L'éducateur doit avoir une vue d'ensemble de la question, des réglementations sur le bien-être des animaux, des points de vue scientifiques et des controverses et arguments éthiques. Sans cette connaissance, il ne peut institutionnaliser ce qui s'est joué durant le débat.

Il doit permettre l'échange entre les participants sans tenter d'imposer son propre point de vue, et de prendre parti. Les participants doivent être en confiance avec lui. Par conséquent, si il peut donner son opinion (notamment si les participants le sollicite à le divulguer), il prendra soin de ne pas être dogmatique, de ne pas discréditer ou promouvoir d'autres points de vue. L'enseignant doit donc avoir une position basse sur les opinions données par les apprenants et leurs jugements, mais avoir une position haute en ce qui concerne la conduite du processus. En d'autres termes, il doit maintenir une posture affirmée pour faire vivre les règles de conduite, de bienséance, ....

Si l'animateur aura soin de permettre aux participants les plus silencieux de s'exprimer, il sera aussi vigilant à éviter les effets de leadership. Il pourra par exemple annoncer des modifications des règles pour les adapter à la situation. Si une personne parle trop, il pourra annoncer qu'il donnera la priorité à ceux qui parlent moins. Si les gens se coupent la parole, il est également possible de proposer un bâton de parole.
Si, au contraire, les participants ne veulent pas parler, un film présentant une controverse vive pourra être présenté (comme un film sur la fin de vie des animaux).
Le rôle de l'animateur est également de guider la construction de l'argumentation. Il/elle demandera aux participants des éclaircissements ou une étude plus approfondie.

Animer un débat peut être chronophage. Vouloir aller trop vite, ou être rattrapé par le temps, lui est souvent préjudiciable.
Avoir un attendu trop précis, vouloir un argumentaire de meilleure qualité, peut conduire l'animateur à faire pression sur le groupe, et en exigeant trop, de bloquer les échanges.

Le débat doit éclairer les connaissances scientifiques mais aussi les connaissances expérientielles, l'éthique et l'émotion.privilégier le savoir scientifique, c'est risqué de rechercher la pure rationalité.

Une question délicate souvent posée par les éducateurs est de savoir s'il faut ou non accepter tous les arguments et tous points de vue.
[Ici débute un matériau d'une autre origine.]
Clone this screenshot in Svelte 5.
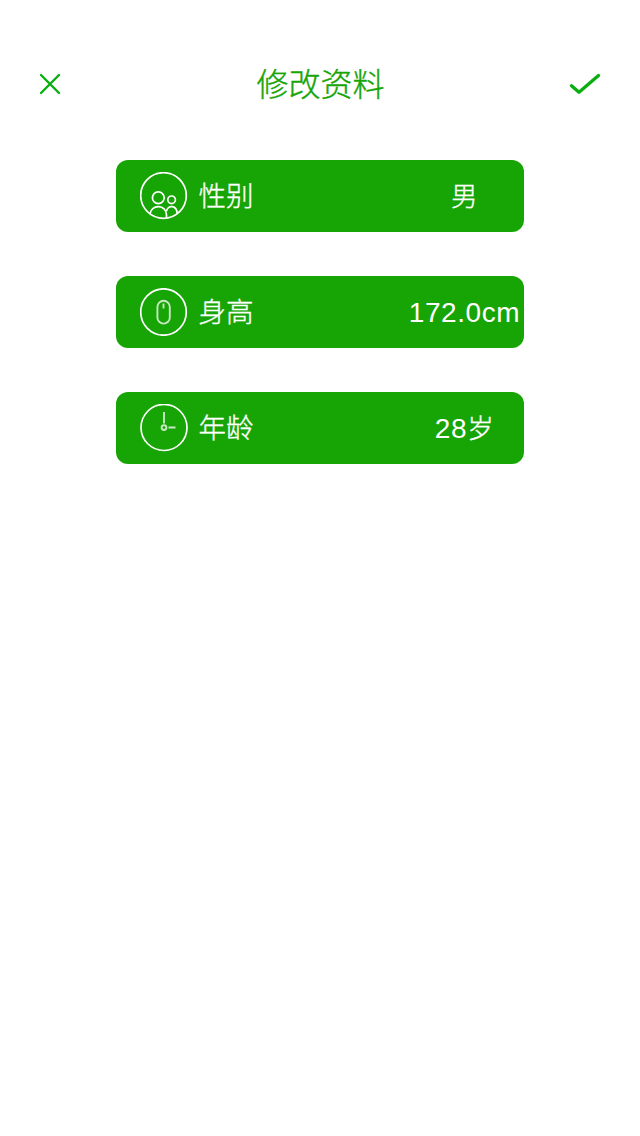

Selon quel critère un enseignant peut-il dire si quelque chose est acceptable ou non ? Selon la loi, la science, l'éthique ?
Il n'y a pas de réponse univoque à une telle question. Cela dépend du cadre que l'enseignant pose au début du débat. Toutes les opinions sont-elles acceptées si elles sont argumentées ? Acceptons-nous des pratiques professionnelles qui sont interdites ? Acceptons-nous des arguments qui sont scientifiquement erronées ?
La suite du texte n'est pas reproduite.